I agree with you, and I am not mad at people,and because I think I am older than you, I do appreciate their calls, concern,but you are right in the fact that for god's sake nothing, nobody as loving as they can be , and caring can replace the hole in your heart, ultimately, it is our loss, the love of our lives, our best friend,bitterness,and anger won't change that, I don't think,maybe ,a widow of a 31 years relationship,little by little he realisation that the one you loved,in his own way,demands for you to carry on,because your love was not in vain and carry on for others. Many people do not ever have that luck, to be loved , and love, so ,the missing is there, in a deep way,but can be maybe transcended to love passed on. not great comfort, but helps a bit I think?

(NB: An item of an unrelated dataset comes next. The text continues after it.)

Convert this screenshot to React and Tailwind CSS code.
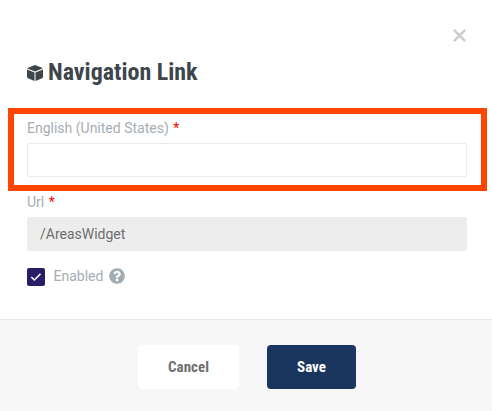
import React, { useState } from 'react';
import { FaQuestionCircle } from 'react-icons/fa';

const FieldLabel = ({ children }) => (
  <label className="block h-5 text-sm leading-5 text-[#a6adb4]">
    {children} <span className="ml-px text-[#ff0000]">*</span>
  </label>
);

const CubeIcon = () => (
  <svg viewBox="0 0 16 16" className="w-4 h-4" fill="#3e464c">
    <path d="M8 0 L14.4 2.4 Q15.3 2.8 15.6 3.5 L8 6.6 L0.4 3.5 Q0.7 2.8 1.6 2.4 Z" />
    <path d="M0 4.5 L7.5 7.5 V16 L0.9 13.2 Q0 12.8 0 11.8 Z" />
    <path d="M16 4.5 L8.5 7.5 V16 L15.1 13.2 Q16 12.8 16 11.8 Z" />
  </svg>
);

const App = () => {
  const [title, setTitle] = useState('');
  const [enabled, setEnabled] = useState(true);

  return (
    <div className="w-full h-[411px] flex flex-col bg-white font-['Roboto',sans-serif] overflow-hidden">
      <div className="flex justify-end pt-[29px] pr-[26px]">
        <button type="button" aria-label="Close" className="w-[13px] h-[13px]">
          <svg viewBox="0 0 13 13" className="w-[13px] h-[13px]" stroke="#cccccc" strokeWidth="2.4" fill="none">
            <path d="M0.9 0.9 L12.1 12.1 M12.1 0.9 L0.9 12.1" />
          </svg>
        </button>
      </div>

      <div className="flex items-center h-8 mt-[15px] pl-[27px] gap-[5px]">
        <CubeIcon />
        <h2 className="h-8 text-2xl leading-[30px] font-bold text-[#3e464c] whitespace-nowrap [font-stretch:75%]">Navigation Link</h2>
      </div>

      <div className="mt-[19px] ml-2 mr-[5px] h-[83px] border-6 border-[#ff4500] pl-[13px] pr-[14px] pt-1">
        <FieldLabel>English (United States)</FieldLabel>
        <input
          type="text"
          value={title}
          onChange={(e) => setTitle(e.target.value)}
          className="block w-full h-[34px] mt-[5px] px-3 border border-[#ebebeb] rounded-[2px] text-sm focus:outline-none"
        />
      </div>

      <div className="mt-[1px] pl-[27px] pr-[25px]">
        <FieldLabel>Url</FieldLabel>
        <div className="h-[34px] mt-[5px] px-[13px] flex items-center rounded-[2px] bg-[#ededed] text-sm text-[#6f6f6f]">
          /AreasWidget
        </div>
      </div>

      <div className="flex items-center h-[18px] mt-[17px] pl-[27px]">
        <button
          type="button"
          onClick={() => setEnabled(!enabled)}
          className="w-[18px] h-[18px] rounded-[2px] bg-[#2a1d68]"
        >
          {enabled && (
            <svg viewBox="0 0 18 18" className="w-[18px] h-[18px]" fill="none" stroke="#fff" strokeWidth="1.5">
              <path d="M4.3 9 L7.3 12 L13.5 5.9" />
            </svg>
          )}
        </button>
        <span className="ml-[8.5px] mb-0.5 text-sm leading-4 text-[#a6adb4]">Enabled</span>
        <FaQuestionCircle className="ml-1.5 mb-0.5 w-4 h-4 text-[#a2aab3]" />
      </div>

      <div className="mt-[33px] flex-1 border-t border-[#e9e9e9] bg-[#f7f7f7] flex items-start gap-7 pt-[25px] pl-[138px] text-[15px] font-bold">
        <button type="button" className="w-[101px] h-11 rounded-[4px] bg-white text-[#6f6f6f] [font-stretch:75%]">
          Cancel
        </button>
        <button type="button" className="w-[89px] h-11 rounded-[4px] bg-[#1a355e] text-white [font-stretch:75%]">
          Save
        </button>
      </div>
    </div>
  );
};

export default App;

At 9:38am on November 10, 2012, maddalena said…
Hi MrsD I am here but haven't felt as comfy as on YWBB. Thanks for finding me.
At 10:44pm on November 2, 2012, flohog said…

Yup, I'm the same flohog on YWBB....I recognize you too

At 2:14pm on November 2, 2012, Lori said…

Thanks for sending the friend request, This place has helped me so much again so sorry for your lose.  take care

At 12:24pm on November 1, 2012, bj628(Bonnie) said…

 Oh, by the Way.. I love Snoopy.  On my old car I had the decal , the same one you have as your pix...

At 12:21pm on November 1, 2012, bj628(Bonnie) said…

Thank you for your friend request. I am so sorry for the reason you

are here, but I am so happy you found WV.  sending ((((((hugs)))))

At 7:52pm on October 15, 2012, LaurieR said…

Hello MrsD.  I am so sorry for your loss.  I never really know what to say but welcome to  this site. If you have any questions, please feel free to contact me.  I will do my best to help you.  I will send you a friend request, if you wish you can accept

 

At 10:13pm on October 13, 2012, Joyce said…

Welcome MrsD: I'm sorry for your loss but I'm glad you found your way to this site. I hope you will find the same comfort and understanding here at Widowed Village that I have. In the beginning I just read the blogs and posts and lurked in chat. Post and join us in chat when you feel comfortable. It is nice to be among people who "Get It".

At 10:31pm on October 10, 2012, wannabmartha said…

So sorry for the reason that you’re here but glad you’ve joined us. You’ll find insight, understanding and support here at Widowed Village. We’re traveling the same road together some further down the road than others.  Join a group when you’re ready to get better connected. Participate in a forum and/or chat anytime. If you have questions, feel free to ask. There is always someone around willing to help.